--- START Stored records ---

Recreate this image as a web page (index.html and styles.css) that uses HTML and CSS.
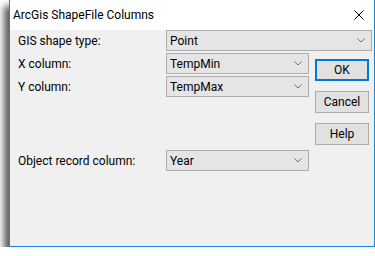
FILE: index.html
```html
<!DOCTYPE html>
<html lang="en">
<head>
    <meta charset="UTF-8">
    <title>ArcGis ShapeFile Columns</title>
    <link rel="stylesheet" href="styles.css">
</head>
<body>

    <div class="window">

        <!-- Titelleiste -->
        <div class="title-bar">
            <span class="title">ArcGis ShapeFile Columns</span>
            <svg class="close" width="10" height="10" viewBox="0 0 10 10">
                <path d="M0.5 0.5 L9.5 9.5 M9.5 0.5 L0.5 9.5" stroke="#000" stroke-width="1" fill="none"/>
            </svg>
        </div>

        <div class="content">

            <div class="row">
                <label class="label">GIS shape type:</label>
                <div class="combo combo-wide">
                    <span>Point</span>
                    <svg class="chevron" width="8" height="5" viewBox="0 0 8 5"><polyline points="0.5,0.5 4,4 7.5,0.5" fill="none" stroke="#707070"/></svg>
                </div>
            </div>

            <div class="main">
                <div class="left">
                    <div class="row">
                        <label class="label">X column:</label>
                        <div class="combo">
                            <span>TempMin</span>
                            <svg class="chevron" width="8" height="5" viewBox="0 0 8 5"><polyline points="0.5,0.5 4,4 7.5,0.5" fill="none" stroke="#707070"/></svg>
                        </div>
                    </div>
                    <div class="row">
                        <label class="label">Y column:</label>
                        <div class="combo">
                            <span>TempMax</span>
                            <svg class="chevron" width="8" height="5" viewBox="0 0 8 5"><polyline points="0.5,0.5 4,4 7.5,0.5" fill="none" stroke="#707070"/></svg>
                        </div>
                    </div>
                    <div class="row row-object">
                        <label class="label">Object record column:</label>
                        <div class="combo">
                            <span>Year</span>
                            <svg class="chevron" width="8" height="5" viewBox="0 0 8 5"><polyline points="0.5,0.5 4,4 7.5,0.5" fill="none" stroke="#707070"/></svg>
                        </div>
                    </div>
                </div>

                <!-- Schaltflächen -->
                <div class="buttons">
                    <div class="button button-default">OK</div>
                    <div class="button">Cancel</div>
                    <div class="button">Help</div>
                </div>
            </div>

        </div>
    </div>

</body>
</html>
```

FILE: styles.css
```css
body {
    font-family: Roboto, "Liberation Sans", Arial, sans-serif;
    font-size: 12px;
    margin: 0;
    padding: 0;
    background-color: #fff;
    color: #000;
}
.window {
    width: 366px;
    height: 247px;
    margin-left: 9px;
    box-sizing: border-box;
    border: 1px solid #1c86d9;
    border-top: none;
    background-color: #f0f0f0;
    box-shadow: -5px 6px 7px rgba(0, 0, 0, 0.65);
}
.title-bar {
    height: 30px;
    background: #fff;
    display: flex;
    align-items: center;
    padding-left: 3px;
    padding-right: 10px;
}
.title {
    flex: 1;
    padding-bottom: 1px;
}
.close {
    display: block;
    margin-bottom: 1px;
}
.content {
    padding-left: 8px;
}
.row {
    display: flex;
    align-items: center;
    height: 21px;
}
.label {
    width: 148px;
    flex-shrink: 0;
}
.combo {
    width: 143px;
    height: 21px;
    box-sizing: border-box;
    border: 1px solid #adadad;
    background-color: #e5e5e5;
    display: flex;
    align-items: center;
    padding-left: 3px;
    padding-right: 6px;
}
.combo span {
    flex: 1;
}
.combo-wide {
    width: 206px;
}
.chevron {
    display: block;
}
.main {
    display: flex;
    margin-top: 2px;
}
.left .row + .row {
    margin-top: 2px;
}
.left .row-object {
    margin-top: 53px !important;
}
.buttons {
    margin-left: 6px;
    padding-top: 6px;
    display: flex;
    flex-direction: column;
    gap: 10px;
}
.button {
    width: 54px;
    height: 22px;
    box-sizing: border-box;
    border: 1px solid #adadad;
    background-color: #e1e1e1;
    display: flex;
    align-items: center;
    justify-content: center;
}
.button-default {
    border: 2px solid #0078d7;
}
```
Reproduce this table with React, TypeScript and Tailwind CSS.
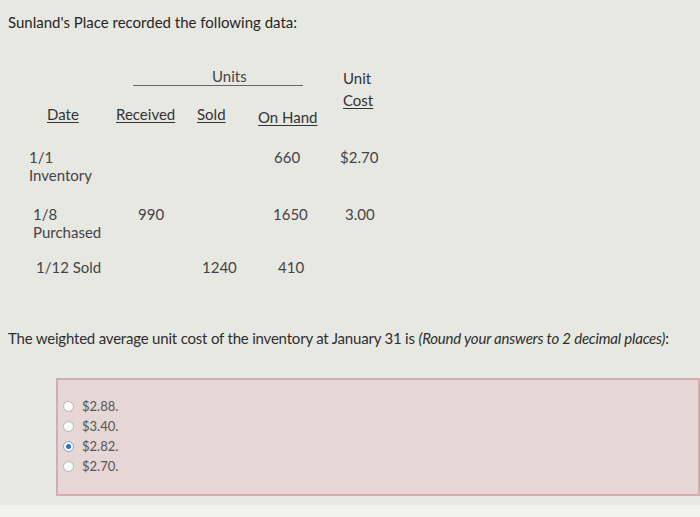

--- END Stored records ---

▶ **Short problem**: Look through the entries and find each line that has the string "this". Copy those lines.

▶ **Written response**:
Recreate this image as a web page (index.html and styles.css) that uses HTML and CSS.
Reproduce this table with React, TypeScript and Tailwind CSS.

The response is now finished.